286 - Novel Fluorescent Probes for Imaging and Quantitative Analysis of Intracellular Nitric Oxide

Abstract

Nitric oxide (NO) is an important biological regulator involved in number of physiological and pathological processes. Altered NO production is implicated in various immunological, cardiovascular, neurodegenerative and inflammatory diseases. As a free radical, NO can be rapidly oxidized, thus there is relatively low concentration of NO existing in vivo. Although a variety of fluorescent sensors have been developed to detect NO, their poor photostability, short emission wavelength and low selectivity have limited the applications of these existing reactive oxygen species (ROS) and reactive nitrogen species (RNS) probes in live cells. To address this unmet need, three novel cell-permeable NO probes Nitrixyte Orange, Nitrixyte Red and Nitrixyte NIR were developed for detecting free NO in live cells. Compared to the commonly used diaminofluorescein (DAF-2), Nitrixyte probes have 1) higher selectivity toward NO than other ROS and RNS species; 2) improved sensitivity in detecting endogenous levels of NO; 3) enhanced cell permeability and 4) better photostability.
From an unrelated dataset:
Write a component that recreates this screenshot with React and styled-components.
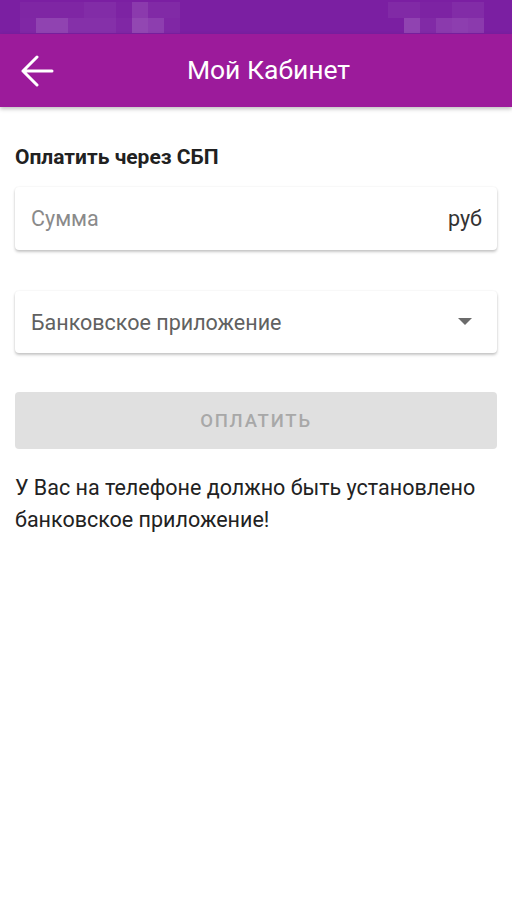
import React from "react";
import styled, { createGlobalStyle } from "styled-components";

const Global = createGlobalStyle`
  html, body {
    margin: 0;
    padding: 0;
    background: #ffffff;
    font-family: Roboto, "Noto Sans", Arial, sans-serif;
  }
  * { box-sizing: border-box; }
`;

const Page = styled.div`
  width: 512px;
  min-height: 917px;
  display: flex;
  flex-direction: column;
  background: #fff;
`;

const StatusBar = styled.div`
  height: 34px;
  background: #7b1fa2;
  display: flex;
  justify-content: space-between;
  padding: 2px 28px 0 20px;
`;

const Mosaic = styled.div`
  display: grid;
  grid-template-columns: repeat(${(p) => p.$cols}, 16px);
  grid-auto-rows: 15.5px;
`;

const Cell = styled.div`
  background: rgba(255, 255, 255, ${(p) => p.$a});
`;

const AppBar = styled.div`
  height: 73px;
  background: #9c1b9b;
  display: flex;
  align-items: center;
  position: relative;
  box-shadow: 0 2px 4px rgba(0, 0, 0, 0.25);
  z-index: 1;
`;

const BackButton = styled.button`
  border: none;
  background: none;
  padding: 0;
  margin-left: 19px;
  width: 36px;
  height: 34px;
  display: flex;
  align-items: center;
  justify-content: center;
`;

const Title = styled.div`
  flex: 1;
  text-align: center;
  color: #fff;
  font-size: 26.5px;
  margin-right: 30px;
  margin-top: -3px;
`;

const Content = styled.div`
  padding: 38px 15px 0 15px;
  display: flex;
  flex-direction: column;
`;

const SectionTitle = styled.div`
  font-size: 21px;
  font-weight: 700;
  color: #212121;
  margin-bottom: 18px;
`;

const Field = styled.div`
  height: ${(p) => p.$h}px;
  background: #fff;
  border-radius: 4px;
  box-shadow: 0 2px 3px rgba(0, 0, 0, 0.22), 0 0 2px rgba(0, 0, 0, 0.08);
  display: flex;
  align-items: center;
  justify-content: space-between;
  padding: 0 15px 0 16px;
  margin-bottom: ${(p) => p.$gap}px;
`;

const Placeholder = styled.span`
  font-size: 21.5px;
  color: ${(p) => p.$dark ? "#616161" : "#8a8a8a"};
`;

const Suffix = styled.span`
  font-size: 21.5px;
  color: #333;
`;

const PayButton = styled.button`
  height: 57px;
  border: none;
  border-radius: 4px;
  background: #e0e0e0;
  color: #a8a8a8;
  font-family: inherit;
  font-size: 18.5px;
  font-weight: 500;
  letter-spacing: 1.8px;
  margin-bottom: 23px;
`;

const Note = styled.p`
  margin: 0;
  font-size: 21.5px;
  line-height: 32px;
  color: #222;
`;

const leftCells = [
  0.03, 0.03, 0.03, 0.03, 0.06, 0.06, 0.02, 0.12, 0.05, 0.05,
  0.04, 0.16, 0.16, 0.08, 0.08, 0.08, 0.04, 0.18, 0.14, 0.04,
];
const rightCells = [
  0.05, 0.05, 0.02, 0.02, 0.06, 0.06,
  0.0, 0.16, 0.05, 0.12, 0.14, 0.12,
];

export default function App() {
  return (
    <Page>
      <Global />
      <StatusBar>
        <Mosaic $cols={10}>
          {leftCells.map((a, i) => <Cell key={i} $a={a} />)}
        </Mosaic>
        <Mosaic $cols={6}>
          {rightCells.map((a, i) => <Cell key={i} $a={a} />)}
        </Mosaic>
      </StatusBar>
      <AppBar>
        <BackButton aria-label="Назад">
          <svg width="34" height="32" viewBox="0 0 34 32" fill="none">
            <path d="M32 16H3M17 2L3 16l14 14" stroke="#fff" strokeWidth="3" strokeLinecap="round" strokeLinejoin="round" />
          </svg>
        </BackButton>
        <Title>Мой Кабинет</Title>
      </AppBar>
      <Content>
        <SectionTitle>Оплатить через СБП</SectionTitle>
        <Field $h={63} $gap={41}>
          <Placeholder>Сумма</Placeholder>
          <Suffix>руб</Suffix>
        </Field>
        <Field $h={62} $gap={39}>
          <Placeholder $dark>Банковское приложение</Placeholder>
          <svg width="14" height="8" viewBox="0 0 14 8" style={{ marginRight: 10 }}>
            <path d="M0 0h14L7 7z" fill="#6b6b6b" />
          </svg>
        </Field>
        <PayButton disabled>ОПЛАТИТЬ</PayButton>
        <Note>У Вас на телефоне должно быть установлено банковское приложение!</Note>
      </Content>
    </Page>
  );
}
Importantly, long emission wavelength of Nitrixyte Red and Nitrixyte NIR minimize autofluorescence of cells and facilitate multicolor imaging. Taking advantages of Nitrixyte probes, fluorescence imaging was successfully applied to monitor the exogenous NO in various adherent cell lines such as HeLa and CHO-K1, and to visualize the endogenously produced NO in Raw 264.7 macrophage cell line. Fluorescence microplate reader was also successfully used to quantitatively measure NO level in above cell lines. Significantly, all these novel probes were suited for monitoring intracellular NO in suspension cell lines such as T lymphocyte Jurkat cells using flow cytometer, to provide quantitative real-time measurements of NO in individual live cells. These novel fluorescent NO probes provide valuable tools for life science research and medical diagnostic applications.